Deer hunting is the common bond Bill Mason shares with his son, John.
“We've been pretty much been hunting ever since he was 10 or 12 years old,” Bill said.
It's a sport the two respect--with rules they follow.
“It's got to be a safe, ethical shot to be able to make sure something like this don't happen,” said Bill. “If you can't see it, don't shoot it.”
But it seems not everyone plays by that same set of rules.
“Never had anything like this happen,” said Bill.
The sun had all but set Friday evening, when Bill jumped out of his deer stand, headed toward his son's hunting spot.
“It was about 5:37, and I heard two shots,” Bill said.
Two shots followed by a scream that’s still ringing in his ears.

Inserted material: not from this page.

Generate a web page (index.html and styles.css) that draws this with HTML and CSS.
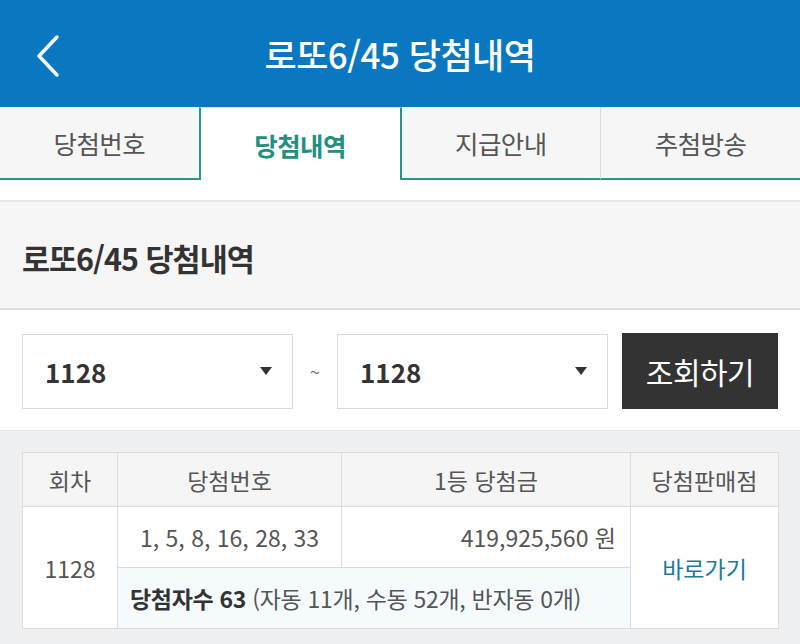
FILE: index.html
```html
<!DOCTYPE html>
<html lang="ko">
<head>
<meta charset="utf-8">
<link rel="stylesheet" href="styles.css">
</head>
<body>
<header class="topbar">
  <svg class="back" width="40" height="50" viewBox="0 0 40 50"><path d="M27 6 L9 25 L27 44" fill="none" stroke="#fff" stroke-width="3.5" stroke-linecap="round" stroke-linejoin="round"/></svg>
  <h1 class="title">로또6/45 당첨내역</h1>
</header>
<nav class="tabs">
  <div class="tab">당첨번호</div>
  <div class="tab active">당첨내역</div>
  <div class="tab">지급안내</div>
  <div class="tab last">추첨방송</div>
</nav>
<div class="gap"></div>
<section class="headline"><h2>로또6/45 당첨내역</h2></section>
<div class="controls">
  <div class="select"><span>1128</span><i class="caret"></i></div>
  <span class="tilde">~</span>
  <div class="select"><span>1128</span><i class="caret"></i></div>
  <button class="search">조회하기</button>
</div>
<div class="result">
  <table class="tbl">
    <colgroup><col class="c1"><col class="c2"><col class="c3"><col class="c4"></colgroup>
    <thead>
      <tr><th>회차</th><th>당첨번호</th><th>1등 당첨금</th><th>당첨판매점</th></tr>
    </thead>
    <tbody>
      <tr class="r1">
        <td rowspan="2" class="round">1128</td>
        <td class="nums">1, 5, 8, 16, 28, 33</td>
        <td class="prize">419,925,560 원</td>
        <td rowspan="2" class="shop">바로가기</td>
      </tr>
      <tr class="r2">
        <td colspan="2" class="winners"><b>당첨자수 63</b> (자동 11개, 수동 52개, 반자동 0개)</td>
      </tr>
    </tbody>
  </table>
</div>
</body>
</html>
```
FILE: styles.css
```css
* { box-sizing: border-box; }
html, body { margin: 0; padding: 0; }
body {
  width: 800px;
  height: 644px;
  overflow: hidden;
  font-family: "Noto Sans CJK KR", "Noto Sans", sans-serif;
  background: #fff;
  color: #333;
}
.topbar {
  height: 107px;
  background: #0a77c1;
  display: flex;
  align-items: center;
  justify-content: center;
  position: relative;
}
.back { position: absolute; left: 30px; top: 31px; }
.title {
  margin: 0;
  color: #fff;
  font-size: 35px;
  font-weight: 500;
  letter-spacing: -0.5px;
}
.tabs {
  display: flex;
  height: 73px;
  background: #f6f6f6;
}
.tab {
  flex: 1;
  display: flex;
  align-items: center;
  justify-content: center;
  font-size: 25.5px;
  color: #555;
  border-bottom: 2px solid #2e9484;
  letter-spacing: -0.5px;
}
.tab.active {
  background: #fff;
  color: #22907f;
  font-weight: 700;
  border: 2px solid #2e9484;
  border-top: 1px solid #cfe6e2;
  border-bottom: none;
}
.tab.last { border-left: 1px solid #ddd; }
.gap { height: 20px; }
.headline {
  height: 110px;
  background: #f6f6f6;
  border-top: 2px solid #e6e6e6;
  border-bottom: 2px solid #dedede;
  display: flex;
  align-items: center;
  padding: 6px 22px 0;
}
.headline h2 {
  margin: 0;
  font-size: 30.5px;
  font-weight: 700;
  color: #333;
  letter-spacing: -1px;
}
.controls {
  display: flex;
  align-items: center;
  padding: 23px 22px 21px 22px;
  height: 120px;
}
.select {
  width: 271px;
  height: 75px;
  border: 1px solid #dadada;
  display: flex;
  align-items: center;
  justify-content: space-between;
  padding: 0 20px 0 22px;
  font-size: 26px;
  font-weight: 700;
  color: #333;
}
.caret {
  width: 0; height: 0;
  border-left: 6px solid transparent;
  border-right: 6px solid transparent;
  border-top: 8px solid #333;
}
.tilde {
  width: 44px;
  text-align: center;
  font-size: 18px;
  color: #777;
}
.search {
  margin-left: 14px;
  width: 156px;
  height: 76px;
  background: #333;
  color: #fff;
  border: none;
  font-family: inherit;
  font-size: 30px;
  font-weight: 400;
  letter-spacing: -0.5px;
}
.result {
  background: #eef0f1;
  border-top: 1px solid #e3e5e6;
  height: 214px;
  padding: 21px 22px 0 22px;
}
.tbl {
  width: 756px;
  border-collapse: collapse;
  table-layout: fixed;
  background: #fff;
  font-size: 23px;
  color: #555;
}
.c1 { width: 95px; }
.c2 { width: 224px; }
.c3 { width: 289px; }
.c4 { width: 148px; }
.tbl th, .tbl td { border: 1px solid #dcdcdc; }
.tbl th {
  height: 54px;
  background: #f5f5f5;
  font-weight: 400;
  color: #555;
}
.r1 td { height: 61px; }
.r2 td { height: 61px; }
.round, .nums, .shop { text-align: center; }
.prize { text-align: right; padding-right: 14px; }
.shop { color: #1a7c9c; }
.winners {
  background: #f5fbfd;
  padding-left: 12px;
  color: #555;
  letter-spacing: -0.3px;
}
.winners b { color: #333; font-weight: 700; }
```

“Bone chilling,” said Bill. “Just something you never want to hear, something I don't ever, ever want to have to listen to again.”
The bullet pierced John's right arm and shoulder before going out his back. They didn’t see the shooter, but Bill thinks the shot was taken from the ground no more than 50 yards away.

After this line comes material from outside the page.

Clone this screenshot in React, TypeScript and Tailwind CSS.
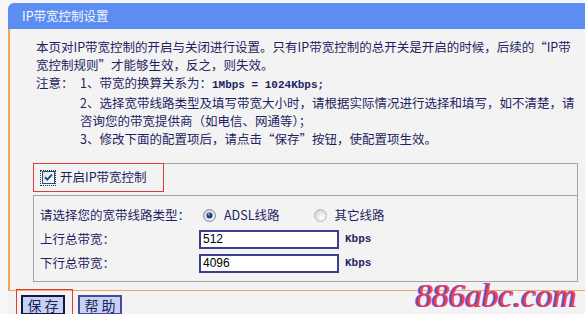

“Whoever pulled that trigger knows he shot a person. And when he left, he left knowing that he was leaving somebody to die,” Bill said.
John was bleeding badly and it was a quarter-mile walk out of the woods--a walk he might have made without his dad by his side.

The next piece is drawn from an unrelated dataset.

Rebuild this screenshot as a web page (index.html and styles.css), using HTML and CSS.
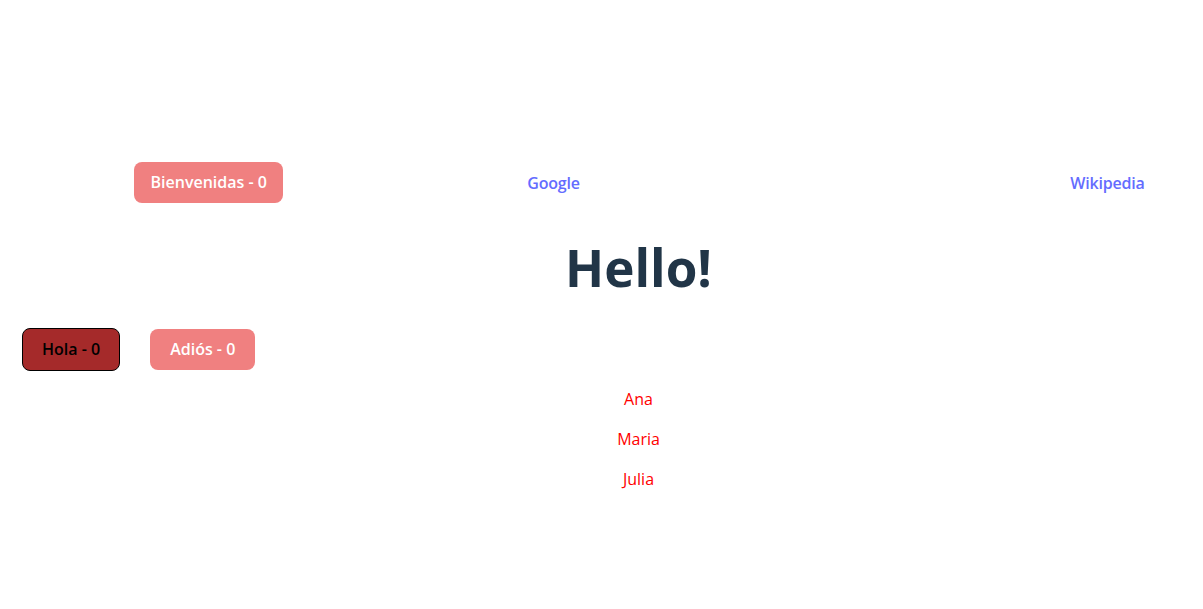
FILE: index.html
```html
<!DOCTYPE html>
<html lang="es">
<head>
<meta charset="utf-8">
<title>Hello</title>
<link rel="stylesheet" href="styles.css">
</head>
<body>
<div class="app">
  <nav class="nav">
    <div class="nav-left"><button class="btn btn-pink btn-wide">Bienvenidas - 0</button></div>
    <a class="nav-link" href="#">Google</a>
    <div class="nav-spacer"></div>
    <a class="nav-link" href="#">Wikipedia</a>
  </nav>
  <h1 class="title">Hello!</h1>
  <div class="actions">
    <button class="btn btn-brown">Hola - 0</button>
    <button class="btn btn-pink">Adiós - 0</button>
  </div>
  <div class="names">
    <p class="name">Ana</p>
    <p class="name">Maria</p>
    <p class="name">Julia</p>
  </div>
</div>
</body>
</html>
```

FILE: styles.css
```css
html, body {
  margin: 0;
  padding: 0;
  background: #ffffff;
}

body {
  font-family: "Open Sans", "Noto Sans", sans-serif;
  font-size: 16px;
  line-height: 1.5;
  color: #213547;
}

.app {
  padding-top: 162px;
}

.nav {
  display: grid;
  grid-template-columns: 134px 359.5px 120px 434px 120px;
  height: 41px;
  align-items: center;
}

.nav-left {
  grid-column: 2;
  display: flex;
}

.nav-link {
  color: #646cff;
  font-weight: 600;
  text-decoration: none;
  text-align: center;
  letter-spacing: -0.2px;
}

.btn {
  font-family: inherit;
  font-size: 16px;
  font-weight: 600;
  line-height: 21px;
  padding: 9px 19px;
  border-radius: 8px;
  border: 1px solid transparent;
  cursor: pointer;
}

.btn-wide {
  padding-left: 15.5px;
  padding-right: 15.5px;
}

.btn-pink {
  background: #f08080;
  color: #ffffff;
}

.btn-brown {
  background: #a52a2a;
  color: #000000;
  border-color: #000000;
  padding-top: 10px;
  padding-bottom: 10px;
}

.title {
  margin: 36px 0 0;
  padding-left: 74px;
  text-align: center;
  font-size: 51.2px;
  line-height: 1.1;
  font-weight: 700;
  color: #213547;
}

.actions {
  display: flex;
  gap: 30px;
  margin-top: 33px;
  padding-left: 22px;
  align-items: center;
}

.names {
  margin-top: 16px;
  padding-left: 74px;
  display: flex;
  flex-direction: column;
  gap: 16px;
  align-items: center;
}

.name {
  margin: 0;
  color: #ff0000;
  line-height: 24px;
}
```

“He probably wouldn't be here, I think might have passed out and bled to death,” Bill said. “He's a tough young man, tough young man to make it out.”
There are a number of houses near the public hunting land and neighbors told deputies they heard at least one gunshot, they also say they remember seeing a red, four-door Dodge pickup in the area at the time of the shooting.
“We're not sure if they're witnesses, suspects, what their status is, but we would like to speak with them to see if they know anything,” Cherokee County Undersheriff Jason Chennault said.
Chennault said if the shooter had come forward initially, it’s possible the person wouldn’t have faced charges.
“If they would have told us when it happened, we probably could have explained away, if it wasn't intentional,” said the undersheriff.
But with each passing day, Chennault said the shooting because more suspicious.
“The longer it goes, the more it looks like they're hiding something,” Chennault said.
The victim’s father said he can forgive an accident, but he can’t forgive someone who would just walk away from an injured man.
For Bill, his peace of mind will come when the shooter is caught.
"I just don't want this ever to happen again, and if this person is ever allowed to go back in the woods, it could happen again,” Bill said.
Afer two surgeries, John will walk away with some nerve damage and many questions.
“He just would like to know why they did not stay and help,” Bill said, speaking for his son.
The undersheriff asks anyone with any information to call the Cherokee County Sheriff's Office at 918-456-2583. He says you can make that call anonymously.
He said the shooter could face charges of reckless use of a weapon or assault and battery with a deadly weapon.